The Royal Gazette applied under Pati in April last year for all records on the contract held by Oarrs with the OTC and any reports it had provided to the Government under the contract.
Tax commissioner Derek Rawlins disclosed that $12,717,099 was recovered by the company between September 2020 and April 2021 and that the company had been paid "$99,826.61 to date“.
He said his office received monthly collections reports, summary data collections reports and monthly performance reports – although in its defence to the lawsuit, the OTC claimed Oarrs “failed to provide any or any adequate reports” in breach of its contract.

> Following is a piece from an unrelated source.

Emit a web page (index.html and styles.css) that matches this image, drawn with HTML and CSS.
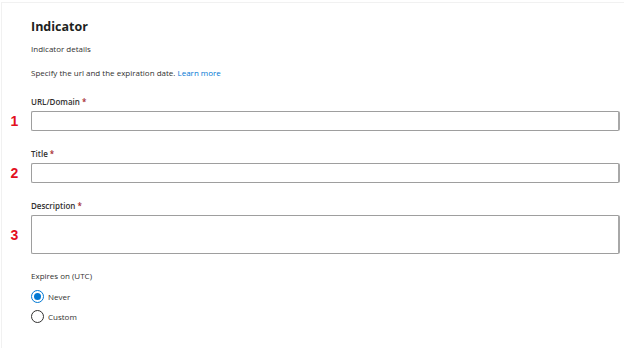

Mr Rawlins did not provide the actual records and reports requested by the Gazette so we appealed his decision to the permanent secretary at the Ministry of Finance.
She said last October that the records were exempt while the civil court case was active, adding: “Once the matter is fully adjudicated, the ministry will appropriately address the request.”
The Gazette appealed her response to the Information Commissioner’s Office and has now asked the PS again for the records.
Former finance minister Curtis Dickinson also cited the lawsuit as a reason not to answer a question in Parliament in February about how much Oarrs had recovered and how much it was due.
The company, founded and led by Gina Stableford, alleged in its statement of claim that the OTC refused to pay its invoices, despite it collecting $13.5 million in unpaid land tax for the Government between September 2020 and June 2021.
The Office of the Tax Commissioner, in a defence filed with the Supreme Court by Trott & Duncan law firm, claimed the contract it had with Oarrs could not be enforced because the firm carried out the debt collection service without a licence and therefore “committed a criminal offence”.
The defence said: “The contract was terminated because it became known that the plaintiff was not licensed … and was performing the contract in a manner that was both prohibited and criminal …”
Ms Stableford countered in an affidavit that it was established during calls and e-mails with the Tax Commissioner in December 2019 and February 2020 that “Oarrs would act as agent to the Tax Commissioner and, on that basis … Oarrs did not require a licence …”
She said the Tax Commissioner confirmed again in summer 2020 that “no licence was required” under the Debt Collection Act 2018.
Ms Stableford said government officials had made public statements “confirming that Oarrs did not require a licence … for work performed for and on behalf of the Tax Commissioner”.
Government senators Lindsay Simmons and Ernest Peets both told the Upper Chamber last July that Oarrs was not a debt collection company.
Their comments contradict the OTC defence, filed last September, which claimed Oarrs was “at all material times a debt collection business”.
The court file viewed by the Gazette shows the civil dispute was resolved on May 16 this year but does not reveal why or how it was settled.
The Government and Ms Stableford did not respond to questions from the newspaper.
Walkers law firm, which represented the plaintiff, said yesterday it would not be commenting.
The Royal Gazette first revealed on April 7, 2021 that Oarrs was carrying out the recovery of million of dollars of unpaid land tax for the Government without a debt collection licence and without the contract having been tendered.
The Debt Collection Act 2018 had come into force at the start of the previous year, requiring those engaged in the debt collection business to be licensed.
The Government would not initially comment on the potential breach of its own Act by a company to whom it had given a contract.
But on April 26 last year, a spokeswoman admitted: “The Ministry of Finance is currently reviewing this contract, and the matter is being investigated by Consumer Affairs, as the authority responsible for debt collection.”
There was no response to a request by the Gazette for an update on that investigation in July last year.
Oarrs filed its lawsuit the same month, asking for damages arising from the OTC’s alleged breach of contract.
The contract Oarrs had with the Government stated it would receive 15 per cent of all land tax arrears recovered.
The statement of claim said the company had received only $99,829 of more than $2 million it was owed.
“Despite numerous demands and many months of delays, the defendant has refused to pay the plaintiff’s invoices,” the writ claimed.
“The basis for the defendant’s refusal to pay is unclear and, in any event, inexplicable and inexcusable.”
Ms Stableford said in her affidavit that Oarrs was a “small company that exhausted its available funds completing the work under the contract without pay and in funding the first stages of this proceeding.
“Oarrs’s financial difficulties are the direct result of the defendant’s refusal to pay the amounts owed under the contract.”
In March this year, the Government refused to give the Gazette an update on its review of the contract, its investigation into the licence issue, or on the Oarrs lawsuit, stating that the latter was “currently before the courts”.
Ms Stableford is not believed to have been charged with any offences in relation to the licence issue.
And today the police confirmed that they had not received a criminal complaint.